Issues of visibility and invisibility are becoming increasingly apparent in empirical and theoretical work on gender and organizations. Early work on gender, such as the prolific women in management literature, while not necessarily discussing (in)visibility in explicit terms, sought to make visible women's experiences in organizations. Such work has investigated, among others, the lives of ethnic minority domestic workers often hidden within the private domain; of the service proletariat whose experiences are concealed within the lower levels of the organizational hierarchy; and of workers involved in caring roles rendered invisible by essentialist associations with femininity.

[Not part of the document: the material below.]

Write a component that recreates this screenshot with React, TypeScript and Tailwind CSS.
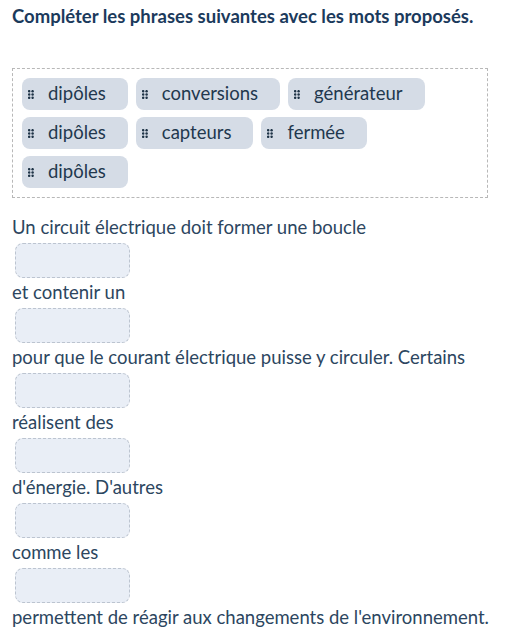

One continuing and fruitful area of research on (in)visibility and gender therefore explores the lives of marginalised or 'hidden groups, making visible and accountable their experiences. Other work has helped to make visible those 'suppressed' aspects of organizational life, hidden by dominant management and masculine discourses, such as violence and sexuality, bullying, or sexual harassment.
Discussion
From a different perspective, Kanter's (1977) seminal work on 'tokens' in organizations has led to a body of literature which has explored the implications of heightened visibility and numerical disadvantage for experiences in the organization. Visibility can be encountered differentially - often as constraining and detrimental for women but potentially advantageous for men through the affording of privilege and opportunities. Less understood are the lived experiences of 'marking' and the implications for subjectivity. How do men, for example, as tokens in 'non-traditional' roles experience the frequent marking of their bodies as disruptive and potentially dangerous in some of the caring work they do? How is this visibility and marking accommodated within the broader management of a gender identity?
Conceptualisations of (in)visibility can usefully explore the power of 'invisibility' that accompanies the norm. Following from Foucault, work on the link between normativity and in(visibility) suggests that men in particular have maintained their position of power partly because they represent the normative standard case. Masculinity retains its power because it remains largely opaque to analysis.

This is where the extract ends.